The architecture firm hori-zonte, specializing in sustainable design and a Portuguese finalist for the “Building of the Year 2025” awards by the international platform ArchDaily, formed a working group with 12 experts to advance concrete proposals.

The conclusions from the meeting, which ended today, highlighted a clear consensus among the experts: “The problem is not a lack of plans but their limited implementation. There is a need for political audacity, clear responsibilities, effective budgeting, and citizen involvement.”

Among the proposals with multiple scales and targets set for 2030/2050, the experts advocate the reorganization of Lisbon into “emerging, systemic, and heritage zones, focusing on strategic territories like Chelas, Marvila and the Eastern zone, Ajuda, and the riverside area.”

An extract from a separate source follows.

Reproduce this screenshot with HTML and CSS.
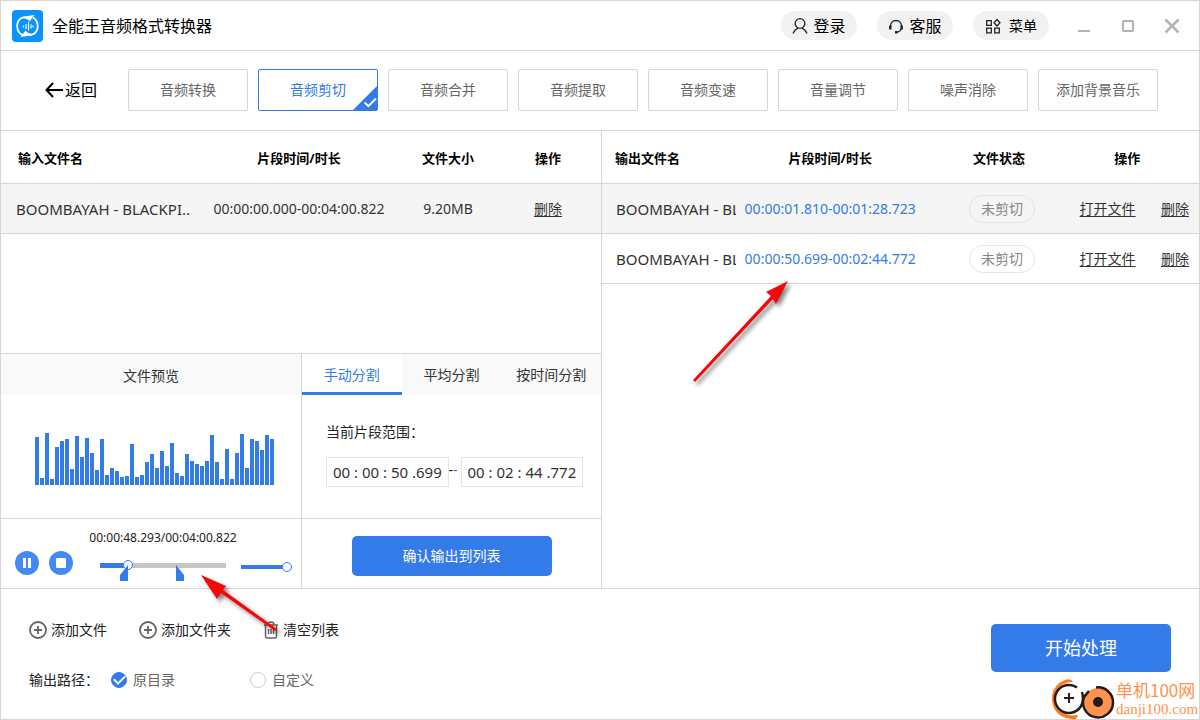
FILE: index.html
```html
<!DOCTYPE html>
<html lang="zh-CN">
<head>
<meta charset="utf-8">
<title>全能王音频格式转换器</title>
<link rel="stylesheet" href="styles.css">
</head>
<body>
<div class="app">
  <header class="titlebar">
    <svg class="logo" viewBox="0 0 31 32" aria-hidden="true">
      <rect width="31" height="32" rx="4" fill="#0a93ff"/>
      <g fill="none" stroke="#fff" stroke-width="1.8">
        <path d="M11.500 25.500A10.200 10.200 0 0 1 8.500 8.500L13 6.800"/>
        <path d="M21 7.500A10.200 10.200 0 0 1 22.500 23.500L18 25.500"/>
      </g>
      <path d="M12 6.500L22.500 5L17.500 11.500Q15.500 8.500 12 8.500ZM19 25.500L8.500 27L13.500 20.500Q15.500 23.500 19 23.500Z" fill="#fff"/>
      <path d="M11.500 15.500v2M14 14v5M16.500 12v8.500M19 14.500v4M21 15.500v2" stroke="#fff" stroke-width="1.200"/>
    </svg>
    <h1 class="title">全能王音频格式转换器</h1>
    <div class="pills">
      <button class="pill" type="button">
        <svg class="pill-icon" viewBox="0 0 16 16"><circle cx="8" cy="5.500" r="4.800"/><path d="M1 15.500Q3 11.500 6 10.200M15 15.500Q13 11.500 10 10.200"/></svg>登录</button>
      <button class="pill" type="button">
        <svg class="pill-icon" viewBox="0 0 16 16"><path d="M2.500 9V8a5.500 5.500 0 0 1 11 0v2Q13 13.500 8.500 14.300"/><path stroke-width="2.400" d="M2.300 7.500v4M13.700 7.500v4M7 14.300h2.500"/></svg>客服</button>
      <button class="pill pill-menu" type="button">
        <svg class="pill-icon" viewBox="0 0 16 16"><path d="M1.700 2.700h4.600v4.600H1.700zM1.700 10.200h4.600v4.600H1.700zM9.700 10.200h4.600v4.600H9.700zM12 1.500L15 4.800L12 8L9 4.800Z"/></svg>菜单</button>
    </div>
    <div class="window-buttons">
      <button type="button" aria-label="最小化"><svg viewBox="0 0 16 16"><path d="M2 13h12"/></svg></button>
      <button type="button" aria-label="最大化"><svg viewBox="0 0 16 16"><rect x="3" y="3" width="10" height="10" rx="1"/></svg></button>
      <button type="button" aria-label="关闭"><svg viewBox="0 0 16 16"><path stroke-width="2.500" d="M1.500 1.500l13 13M14.500 1.500l-13 13"/></svg></button>
    </div>
  </header>

  <nav class="toolbar">
    <a class="back" href="#"><svg viewBox="0 0 18 16"><path d="M8 1L1.500 8L8 15M1.500 8H18"/></svg>返回</a>
    <div class="modes">
      <button class="mode" type="button">音频转换</button>
      <button class="mode mode-active" type="button">音频剪切<svg class="mode-check" viewBox="0 0 25 25"><path class="corner" d="M25 0V25H0Z"/><path class="tick" d="M12 17l4 4l8-8"/></svg></button>
      <button class="mode" type="button">音频合并</button>
      <button class="mode" type="button">音频提取</button>
      <button class="mode" type="button">音频变速</button>
      <button class="mode" type="button">音量调节</button>
      <button class="mode" type="button">噪声消除</button>
      <button class="mode" type="button">添加背景音乐</button>
    </div>
  </nav>

  <main class="workspace">
    <section class="input-side">
      <div class="input-list">
        <table class="files files-in">
          <colgroup><col class="c-name"><col class="c-time"><col class="c-size"><col class="c-op"></colgroup>
          <thead><tr><th class="first">输入文件名</th><th class="nudge">片段时间/时长</th><th>文件大小</th><th class="nudge">操作</th></tr></thead>
          <tbody><tr class="selected"><td class="name">BOOMBAYAH - BLACKPI..</td><td class="nudge">00:00:00.000-00:04:00.822</td><td>9.20MB</td><td class="nudge"><a href="#">删除</a></td></tr></tbody>
        </table>
      </div>
      <div class="editor">
        <section class="preview">
          <h2 class="panel-head">文件预览</h2>
          <div class="wave-box">
            <svg class="wave" viewBox="0 0 239 52" role="img" aria-label="波形"><path d="M2 52v-48M7 52v-7M12 52v-52M17 52v-6M22 52v-38M27 52v-44M32 52v-46M37 52v-16M42 52v-49M47 52v-28M52 52v-47M57 52v-32M62 52v-15M67 52v-46M72 52v-10M77 52v-17M82 52v-14M87 52v-8M92 52v-9M97 52v-41M102 52v-8M107 52v-10M112 52v-23M117 52v-31M122 52v-17M127 52v-34M132 52v-19M137 52v-42M142 52v-12M147 52v-9M152 52v-31M157 52v-24M162 52v-21M167 52v-19M172 52v-24M177 52v-50M182 52v-23M187 52v-6M192 52v-36M197 52v-6M202 52v-32M207 52v-51M212 52v-17M217 52v-46M222 52v-44M227 52v-35M232 52v-50M237 52v-46"/></svg>
          </div>
          <div class="player">
            <button class="round" type="button" aria-label="暂停"><svg viewBox="0 0 24 24"><path d="M8 7h3v10H8zM13 7h3v10h-3z"/></svg></button>
            <button class="round" type="button" aria-label="停止"><svg viewBox="0 0 24 24"><rect x="7" y="7" width="10" height="10" rx="1"/></svg></button>
            <div class="scrub">
              <span class="clock">00:00:48.293/00:04:00.822</span>
              <div class="track">
                <input class="seek" type="range" min="0" max="100" value="20" aria-label="播放进度">
                <svg class="marker marker-start" viewBox="0 0 8 16"><path d="M8 0V16H0V10Z"/></svg>
                <svg class="marker marker-end" viewBox="0 0 8 16"><path d="M0 0V16H8V10Z"/></svg>
              </div>
            </div>
            <input class="volume" type="range" min="0" max="100" value="100" aria-label="音量">
          </div>
        </section>
        <section class="split">
          <div class="panel-head tabs" role="tablist">
            <button class="tab tab-active" type="button" role="tab" aria-selected="true">手动分割</button>
            <button class="tab" type="button" role="tab">平均分割</button>
            <button class="tab" type="button" role="tab">按时间分割</button>
          </div>
          <div class="range-form">
            <label for="start-time">当前片段范围：</label>
            <div class="range-row">
              <input id="start-time" type="text" value="00 : 00 : 50 .699">
              <span class="dash">-<span class="dash-end">-</span></span>
              <input type="text" value="00 : 02 : 44 .772" aria-label="结束时间">
            </div>
          </div>
          <div class="confirm"><button class="primary confirm-button" type="button">确认输出到列表</button></div>
        </section>
      </div>
    </section>

    <section class="output-side">
      <table class="files files-out">
        <colgroup><col class="c-name"><col class="c-time"><col class="c-status"><col class="c-op"></colgroup>
        <thead><tr><th class="first">输出文件名</th><th>片段时间/时长</th><th class="status-head">文件状态</th><th class="op-head">操作</th></tr></thead>
        <tbody>
          <tr class="selected"><td class="name">BOOMBAYAH - BL</td><td class="time">00:00:01.810-00:01:28.723</td><td><span class="status">未剪切</span></td><td class="ops"><div><a href="#">打开文件</a><a href="#">删除</a></div></td></tr>
          <tr><td class="name">BOOMBAYAH - BL</td><td class="time">00:00:50.699-00:02:44.772</td><td><span class="status">未剪切</span></td><td class="ops"><div><a href="#">打开文件</a><a href="#">删除</a></div></td></tr>
        </tbody>
      </table>
    </section>
  </main>

  <footer class="bottom">
    <div class="options">
      <div class="actions">
        <button class="action" type="button"><svg viewBox="0 0 18 18"><circle cx="9" cy="9" r="8"/><path d="M5 9h8M9 5v8"/></svg>添加文件</button>
        <button class="action" type="button"><svg viewBox="0 0 18 18"><circle cx="9" cy="9" r="8"/><path d="M5 9h8M9 5v8"/></svg>添加文件夹</button>
        <button class="action" type="button"><svg class="trash" viewBox="0 0 16 18"><path d="M1 4h14M5 4Q5 1 8 1Q11 1 11 4M2.500 4v11.500q0 1.500 1.500 1.500h8q1.500 0 1.500-1.500V4M5.500 8v5M8 8v5M10.500 8v5"/></svg>清空列表</button>
      </div>
      <div class="paths">
        <span>输出路径：</span>
        <label class="choice"><input type="radio" name="path" checked>原目录</label>
        <label class="choice"><input type="radio" name="path">自定义</label>
      </div>
    </div>
    <button class="primary start-button" type="button">开始处理</button>
  </footer>

  <div class="watermark">
    <svg viewBox="0 0 64 42" aria-hidden="true">
      <path d="M22 4Q20 0 14 2Q3 6 1 18Q0 31 10 38Q17 42 25 41L27 37Q14 39 7 31Q1 22 6 12Q11 4 22 4Z" fill="#ff7a1a"/>
      <circle cx="18" cy="20" r="14" fill="#fff"/>
      <path d="M26 9.500A14 14 0 1 0 31 26Q33 21 31 14" fill="none" stroke="#241a1a" stroke-width="2.500"/>
      <circle cx="47" cy="24" r="14" fill="#ff924d"/>
      <path d="M45 9.500A15 15 0 1 1 33 19L38 13" fill="none" stroke="#241a1a" stroke-width="2.500"/>
      <circle cx="47" cy="24" r="5" fill="#241a1a"/>
      <path d="M13 20h10M18 15v10" stroke="#241a1a" stroke-width="2"/>
    </svg>
    <p><span class="mark-name">单机100网</span><span class="mark-site">danji100.com</span></p>
  </div>
  <svg class="arrow arrow-output" viewBox="0 0 110 116" aria-hidden="true"><path d="M5 110L83 26L78 22L100 11L88 34L85 29L7 112Z"/></svg>
  <svg class="arrow arrow-player" viewBox="0 0 90 70" aria-hidden="true"><path d="M81 59L27 21L23 27L7 3L32 14L29 18L83 57Z"/></svg>
</div>
</body>
</html>
```

FILE: styles.css
```css
* { box-sizing: border-box; }

:root {
  --blue: #337be9;
  --line: #d6d6d6;
  --text: #333;
}

body {
  margin: 0;
  background: #fff;
  color: var(--text);
  font: 14px/20px "Noto Sans", "Noto Sans CJK SC", sans-serif;
}

h1, h2, p { margin: 0; font-weight: 400; }

button {
  padding: 0;
  border: 0;
  background: none;
  color: inherit;
  font: inherit;
  white-space: nowrap;
}

svg { display: block; flex: none; }

.app {
  position: relative;
  display: flex;
  flex-direction: column;
  min-height: 100vh;
  border: 1px solid var(--line);
}

/* Title bar */
.titlebar {
  display: flex;
  align-items: center;
  height: 50px;
  padding: 0 19px 0 11px;
  border-bottom: 1px solid var(--line);
}
.logo { width: 31px; height: 32px; }
.title { margin-left: 9px; color: #000; font-size: 16px; line-height: 24px; }
.pills { display: flex; gap: 20px; margin-left: auto; }
.pill {
  display: flex;
  align-items: center;
  justify-content: center;
  gap: 5px;
  width: 76px;
  height: 29px;
  border-radius: 15px;
  background: #f2f2f2;
  color: #000;
  font-size: 16px;
}
.pill-menu { gap: 8px; font-size: 14px; }
.pill-icon { width: 16px; height: 16px; fill: none; stroke: #222; stroke-width: 1.3; }
.window-buttons { display: flex; gap: 28px; margin-left: 27px; }
.window-buttons svg { width: 16px; height: 16px; fill: none; stroke: #b3b3b3; stroke-width: 2; }

/* Mode toolbar */
.toolbar {
  display: flex;
  align-items: center;
  gap: 31px;
  height: 80px;
  padding: 0 41px 2px 44px;
  border-bottom: 1px solid var(--line);
}
.back {
  display: flex;
  align-items: center;
  gap: 2px;
  color: #000;
  font-size: 16px;
  text-decoration: none;
  white-space: nowrap;
}
.back svg { width: 18px; height: 16px; fill: none; stroke: #000; stroke-width: 2; }
.modes { display: flex; flex: 1; gap: 10px; }
.mode {
  position: relative;
  flex: 1;
  height: 42px;
  border: 1px solid var(--line);
  border-radius: 2px;
  color: #666;
}
.mode-active { border-color: var(--blue); color: var(--blue); }
.mode-check { position: absolute; right: 0; bottom: 0; width: 24px; height: 24px; }
.corner { fill: var(--blue); }
.tick { fill: none; stroke: #fff; stroke-width: 2; }

/* Workspace */
.workspace {
  display: grid;
  grid-template-columns: 601fr 597fr;
  flex: 1;
  border-bottom: 1px solid var(--line);
}
.input-side {
  display: flex;
  flex-direction: column;
  border-right: 1px solid var(--line);
}
.input-list { flex: 1; }

.files { width: 100%; border-collapse: collapse; table-layout: fixed; }
.files th, .files td {
  padding: 0;
  border-bottom: 1px solid var(--line);
  text-align: center;
  white-space: nowrap;
}
.files th { height: 52px; padding-top: 2px; color: #000; font-size: 13px; font-weight: 700; }
.files td { height: 50px; padding-top: 2px; }
.files .first { padding-left: 17px; text-align: left; }
.files .name { padding-left: 15px; overflow: hidden; font-size: 15px; text-align: left; }
.files .nudge { padding-right: 4px; }
.files a { color: var(--text); text-underline-offset: 2px; }
.files .time { color: var(--blue); }
.selected { background: #f5f5f5; }
.files-in .c-name { width: 34%; }
.files-in .c-time { width: 32%; }
.files-in .c-size, .files-in .c-op { width: 17%; }
.files-out .c-name { width: 134px; }
.files-out .c-status { width: 26%; }
.files-out .c-op { width: 20%; }
.files-out .first { padding-left: 13px; }
.files-out .name { padding-left: 14px; }
.files-out .status-head { padding-right: 6px; }
.files-out .op-head { padding-right: 24px; }
.ops div { display: flex; justify-content: space-between; padding-right: 10px; }
.status {
  display: inline-block;
  width: 66px;
  border: 1px solid #e5e5e5;
  border-radius: 14px;
  color: #888;
  line-height: 26px;
}

/* Preview and split panels */
.editor {
  display: grid;
  grid-template-columns: repeat(2, minmax(0, 1fr));
  border-top: 1px solid var(--line);
}
.preview, .split {
  display: grid;
  grid-template-rows: 41px 123px 70px;
  grid-template-columns: minmax(0, 1fr);
}
.split { border-left: 1px solid var(--line); }
.panel-head {
  background: #f9f9f9;
  font-size: 14px;
  line-height: 43px;
  text-align: center;
}
.preview .panel-head { height: 41px; }
.wave-box { padding: 38px 27px 0 34px; }
.wave { width: 100%; height: 52px; fill: none; stroke: var(--blue); stroke-width: 4; }

.player {
  display: flex;
  align-items: flex-end;
  padding: 0 9px 13px 14px;
  border-top: 1px solid var(--line);
}
.round { width: 24px; height: 24px; border-radius: 50%; background: #438af5; }
.round + .round { margin-left: 10px; }
.round svg { fill: #fff; }
.scrub {
  display: flex;
  flex: 1;
  flex-direction: column;
  align-items: center;
  gap: 13px;
  min-width: 0;
  margin: 0 15px 0 27px;
}
.clock { color: #222; font-size: 12px; line-height: 18px; white-space: nowrap; }
.track { position: relative; width: 100%; height: 15px; }
.marker { position: absolute; top: 5px; width: 8px; height: 16px; fill: var(--blue); pointer-events: none; }
.marker-start { left: 16%; }
.marker-end { left: 60%; }

input[type="range"] {
  display: block;
  height: 10px;
  margin: 0;
  appearance: none;
  background: linear-gradient(to right, var(--blue) 22%, #c6c6c6 22%) center / 100% 5px no-repeat;
}
input[type="range"]::-webkit-slider-thumb {
  width: 10px;
  height: 10px;
  border: 1px solid var(--blue);
  border-radius: 50%;
  appearance: none;
  background: #fff;
}
input.seek { width: 100%; }
input.volume {
  width: 51px;
  margin-bottom: 3px;
  background: linear-gradient(var(--blue), var(--blue)) left / 90% 4px no-repeat;
}

.tabs { display: grid; grid-template-columns: 1fr 1fr 1fr; line-height: 41px; }
.tab-active {
  background: #fff;
  box-shadow: inset 0 -3px var(--blue);
  color: var(--blue);
}
.range-form { padding: 27px 18px 0 24px; color: #222; }
.range-row {
  display: grid;
  grid-template-columns: 1fr 12px 1fr;
  margin-top: 15px;
}
.range-row input {
  width: 100%;
  min-width: 0;
  height: 30px;
  padding: 0 4px 0 6px;
  border: 1px solid #e5e5e5;
  color: var(--text);
  font: inherit;
  font-size: 15px;
}
.dash { line-height: 26px; }
.dash-end { color: var(--blue); }
.confirm {
  display: flex;
  align-items: center;
  justify-content: center;
  border-top: 1px solid var(--line);
}

.primary { border-radius: 5px; background: var(--blue); color: #fff; }
.confirm-button { width: 200px; height: 40px; margin-top: 4px; }
.start-button { width: 180px; height: 48px; font-size: 18px; }

/* Footer */
.bottom {
  display: flex;
  align-items: flex-start;
  justify-content: space-between;
  height: 130px;
  padding: 31px 28px 0;
}
.start-button { margin-top: 4px; }
.options { display: grid; gap: 30px; color: #222; }
.actions { display: flex; gap: 32px; }
.action { display: flex; align-items: center; gap: 4px; }
.action svg { width: 18px; height: 18px; fill: none; stroke: #666; stroke-width: 1.8; }
.action .trash { width: 16px; stroke-width: 1.5; }
.paths { display: flex; align-items: center; }
.choice { display: flex; align-items: center; gap: 6px; color: #666; }
.choice:nth-child(2) { margin-left: 12px; }
.choice:nth-child(3) { margin-left: 75px; }
.choice input {
  display: grid;
  place-items: center;
  width: 16px;
  height: 16px;
  margin: 0;
  border: 1px solid #ccc;
  border-radius: 50%;
  appearance: none;
}
.choice input:checked { border-color: var(--blue); background: var(--blue); }
.choice input:checked::after {
  width: 9px;
  height: 5px;
  margin-bottom: 3px;
  border: solid #fff;
  border-width: 0 0 2px 2px;
  content: "";
  transform: rotate(-45deg);
}

/* Overlays */
.watermark {
  position: absolute;
  right: 1px;
  bottom: -1px;
  display: flex;
  gap: 1px;
  color: #ff924d;
  pointer-events: none;
}
.watermark svg { width: 64px; height: 42px; }
.watermark p { display: flex; flex-direction: column; width: 82px; white-space: nowrap; }
.mark-name { font-family: "Noto Sans CJK SC", sans-serif; font-size: 17px; line-height: 24px; }
.mark-site { font-family: "Liberation Serif", serif; font-size: 15px; line-height: 14px; }

.arrow {
  position: absolute;
  fill: #f70808;
  filter: drop-shadow(3px 3px 2px rgba(0, 0, 0, 0.5));
  overflow: visible;
  pointer-events: none;
}
.arrow-output { left: 687px; top: 269px; width: 110px; height: 116px; }
.arrow-player { left: 193px; top: 571px; width: 90px; height: 70px; }
```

The construction of buildings is also proposed as “ecological infrastructures, which retain water, generate energy, offer thermal comfort, and promote interaction with public spaces.”

Implementing ‘sponge city’ solutions to enhance urban infiltration capacity and reuse treated wastewater, along with the renaturalization of urban spaces with more native vegetation and green coverage combined with natural ventilation systems, is another suggested measure.

The experts also advocate for municipal master plans to include “more localized, agile, scalable, and experimental projects and urban plans, testing solutions at the neighborhood scale,” by using European funds to “develop urban prototypes in public spaces.”

Additionally, the creation of a School of the City is recommended as a permanent space for training, dialogue, and coordination among technicians, decision-makers, and citizens, to promote “shared management of green spaces, with local population involvement in their maintenance and appropriation.”

The debate also identified entrenched societal issues such as “car dependency, scarcity of urban vegetation, poor ventilation in certain city areas, and lack of institutional continuity.”

“The climate urgency demands solutions that integrate scales, disciplines, and robust public policies,” the experts consider.

The experts remind that Lisbon is one of the national geographic areas most susceptible to heatwave effects — areas where temperatures are higher than surrounding ones, typically due to the concentration of structures with higher thermal retention capacity.

Despite “steps taken by the municipality, some in anticipation,” the note recalls, Lisbon is, according to the European Environment Agency, the 11th European capital with the least tree coverage, and “temperature decreases by an average of 1°C for every 50 extra square meters of vegetation coverage.”

“The city of Lisbon also has a very uneven thermal map, with several urban heat islands manifesting cyclically, with average differences between 2°C and 3°C, but in some places, reaching differences of 11°C compared to reference values (at the airport’s weather station),” it is noted.

According to architect Diogo Lopes Teixeira, co-founder of the hori-zonte firm, the initiative reflects how their collective “views the practice: collaborative, critical, and committed to the transformation of the territory.”

“Only with a truly multidisciplinary approach is it possible to design a more regenerative and resilient urban future,” he stated.